To its critics, humanitarian cash assistance is like ‘a drop of salt in the ocean’ in that it is not enough to make a difference to disaster-affected people’s lives.
Nevertheless, the question is how a relatively small-size and temporarily distributed cash assistance within a short time window can significantly impact the beneficiaries’ life at a particular time and places ruined by disasters? Survivors and beneficiaries are not just numbers. They are humans with stories worth listening to. This book shows that to what extent cash assistance can be meaningful, they must be understood in a fuller context of people’s lives, and lived stories, including their wade dreams that go beyond the cold and dry quantitative evaluation measures that are often chasing the numbers with a certain percentage of Yes and No in agreeing or disagreeing about how good and helpful support is to the life of the crisis-affected people.
This book also shows evidence that disaster can cause loss of connection between a citizen (disaster survivors) and the state (governmental agencies) as disasters destroyed the ‘sacred papers’ (the IDs); consequently, state-citizen relation is at risk.
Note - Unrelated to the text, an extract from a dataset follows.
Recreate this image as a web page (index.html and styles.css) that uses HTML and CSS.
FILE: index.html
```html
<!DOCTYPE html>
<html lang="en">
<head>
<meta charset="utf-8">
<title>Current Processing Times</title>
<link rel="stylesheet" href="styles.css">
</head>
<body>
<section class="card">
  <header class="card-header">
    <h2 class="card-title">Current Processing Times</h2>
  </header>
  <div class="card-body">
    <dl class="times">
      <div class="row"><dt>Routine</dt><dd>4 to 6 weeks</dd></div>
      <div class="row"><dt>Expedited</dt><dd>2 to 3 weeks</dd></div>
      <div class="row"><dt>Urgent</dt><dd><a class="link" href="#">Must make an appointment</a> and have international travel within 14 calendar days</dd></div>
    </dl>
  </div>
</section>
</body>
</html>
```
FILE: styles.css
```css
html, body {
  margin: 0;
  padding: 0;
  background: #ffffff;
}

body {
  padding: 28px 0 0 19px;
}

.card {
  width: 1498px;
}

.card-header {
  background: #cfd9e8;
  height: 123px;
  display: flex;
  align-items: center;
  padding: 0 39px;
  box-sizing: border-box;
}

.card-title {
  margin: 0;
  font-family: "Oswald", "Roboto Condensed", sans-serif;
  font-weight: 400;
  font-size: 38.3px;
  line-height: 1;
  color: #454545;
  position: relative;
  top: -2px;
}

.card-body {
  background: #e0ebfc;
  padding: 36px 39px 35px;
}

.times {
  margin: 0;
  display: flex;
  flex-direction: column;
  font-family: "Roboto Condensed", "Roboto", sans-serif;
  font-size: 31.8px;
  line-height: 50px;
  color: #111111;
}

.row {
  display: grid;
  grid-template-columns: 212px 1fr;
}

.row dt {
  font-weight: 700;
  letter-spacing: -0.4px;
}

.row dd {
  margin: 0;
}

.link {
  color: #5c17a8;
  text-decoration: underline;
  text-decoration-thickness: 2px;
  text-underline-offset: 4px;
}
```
Therefore, disasters can create new forms of social exclusion sponsored by state ignorance, as government officials might fail to establish their operations based on humanitarian principles.
Conventional post-disaster aid distribution (in the form of commodity transfers [e.g., food and non-food items]) is grounded in the moral imperative of paternalism, where external actors decide what is best for survivors of disasters and conflicts. The worst form of paternalism is the delivery of used clothes of random sizes from rich countries to low-income countries. Such a form of ‘humanitarianism’ often ends in the landfill of the already distressing solid waste management system, especially after disasters where environmental clean-up takes years to complete.
On the contrary, this book views cash assistance as a more flexible and relatively less-intrusive type of aid that is rooted in the ideology of libertarian paternalism because peoples’ choices towards emergency aid are not ‘coercively enforced’ but creatively embedded in a new practice where people affected by disasters can exercise a higher degree of agency and dignity.”